Teaching & Learning in COVID-19 times: An art & science collaboration

Louise Phillips (JCU Singapore), Kate Coleman (University of Melbourne), Geraldine Burke (Monash University)

Abstract

Teachers are at the frontline in ensuring learning continues during COVID-19 pandemic restrictions, though there has been minimal consultation with teachers. At very short notice, teachers across all sectors have needed to significantly reconfigure their teaching and practices. The changes in education are global, urgent and look to alter education practices from this point onwards. It is a time of rapid innovation, novel partnerships, and enhanced questions of access.  As a group of educational and arts-based researchers (networked via online platforms) we recognised that these changing practices needed to be documented and analysed urgently to support teaching and learning within these less familiar social configurations remotely and locally. Through an online qualitative survey we have gathered hundreds of teacher’s experiences of the effect and affect of COVID-19 on teaching and learning located in Australia, New Zealand, Pacific Islands, Singapore, and the USA.  In this presentation, we share how we are beginning to interpret the survey data by playing and curating with digital humanities/ data science tools voyant and omeka. We talk about what these science tools are enabling us to see and how we may begin to see opportunities to create/ make art with the data to draw attention to matters of concern in teaching and learning in COVID-19. This is emergent work in progress.

Presenter Biographies

Associate Professor Louise Gwenneth Phillips (JCU, Singapore) and Teaching & Learning in COVID-19 times project leadLouise has more than 30 years of experience working with children across various settings, as an early childhood educator, storyteller, consultant, researcher and tertiary educator. Her research interests include storytelling, children’s rights and citizenship, arts and rights based pedagogies and methodologies, decolonizing methodologies, sensation and place.

Dr Kate Coleman‘s (MGSE, Melbourne University) work focuses on the integration of digital pedagogies and digital portfolios for sustained creative practice, assessment and warranting of evidence across education sectors. Kate’s praxis includes taking aspects of her theoretical and practical work as a/r/tographer to consider how artists, artist-teachers and artist-students use site to create place in digital and physical practice.

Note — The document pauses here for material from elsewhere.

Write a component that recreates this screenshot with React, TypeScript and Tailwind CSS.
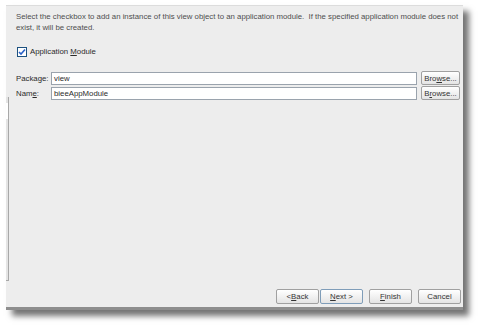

Dr Geraldine Burke (Monash University) is an artist, researcher, teacher-educator lecturing into visual and creative arts education at Monash University (Melbourne and Singapore). As an art-based educational researcher she engages with artistic practice, pedagogy and community projects. She has an enduring interest in how local knowledge, place and immersive a/r/t (art, research, and teaching) develop across kindergartens, schools, seniors and community groups.